Mas, como política ambiental no Brasil nunca é simples, logo depois veio a Medida Provisória 1308/25, que criou a Licença Ambiental Especial (LAE). Essa licença prevê análise prioritária e prazo máximo de 12 meses para atividades consideradas “estratégicas”. E adivinha o que entra nessa categoria? A exploração de petróleo na foz do Amazonas.

Enquanto isso, o Congresso tenta dar seu jeitinho para driblar os vetos: já são mais de 800 emendas apresentadas para tentar reverter pontos barrados e empurrar novamente uma flexibilização geral do licenciamento.
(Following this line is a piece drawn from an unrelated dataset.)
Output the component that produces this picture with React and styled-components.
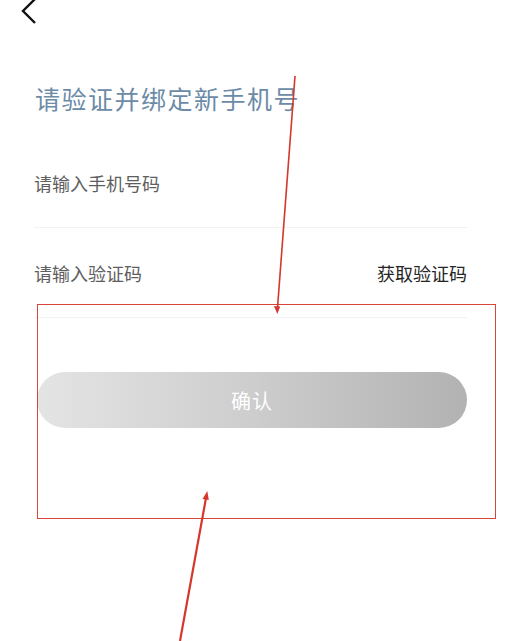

Esse vaivém mostra como a política ambiental brasileira virou um verdadeiro campo de batalha, onde cada avanço carrega junto uma tentativa de retrocesso. Como lembra Cláudio Angelo em O Silêncio da Motosserra, a reforma do Código Florestal (2009–2012) foi o estopim para a consolidação de uma bancada ruralista forte e para a transformação da pauta ambiental em guerra cultural. Hoje, ser “a favor” ou “contra” o meio ambiente virou uma declaração de identidade política.

O papel da ciência e da sociedade civil

No meio desse jogo, a ciência continua sendo chamada para trazer dados, análises e alertas. Mas não dá para esquecer: relatório não vira política pública sozinho. É preciso pressão social, denúncia e vigilância constante para que as promessas não fiquem só no papel ou, pior, sejam desmontadas em silêncio no Congresso. Se tem algo que aprendemos com a história recente é que a política ambiental no Brasil avança de um lado e recua de outro. Cada vitória vem acompanhada de uma tentativa de desmonte, e cada discurso bonito lá fora precisa ser confrontado com as contradições de dentro.

Por isso, o que nos resta é manter o olhar atento. Olhar atento às emendas parlamentares que tentam ressuscitar a boiada. Olhar atento às negociações da COP 30 e às promessas feitas pelo governo. Olhar atento para não confundir discurso de liderança global com prática de flexibilização doméstica. Porque, no fim, o verdadeiro teste não é se Lula emociona plateias internacionais, mas se o Brasil consegue, de fato, alinhar suas políticas internas ao futuro climático que diz defender. 

Para saber mais

ANGELO, C; AZEVEDO, T (2024) O Silêncio da motosserra: quando o Brasil decidiu salvar a Amazônia, 1 ed, São Paulo: Companhia das Letras.

BRASIL, PLANALTO (2025) Discurso do presidente Lula durante a abertura do Evento Especial sobre Clima para Chefes de Estado e de Governo.

BRASIL, PLANALTO (2025) Discurso do Presidente Lula na abertura do Debate Geral da 80ª Assembleia Geral das Nações Unidas.

BRASIL, SENADO FEDERAL (2025) MP coloca em vigência a licença ambiental especial para “obras estratégicas”.

BRASIL, SENADO FEDERAL (2025) Publicada Lei do Licenciamento Ambiental, com 63 vetos.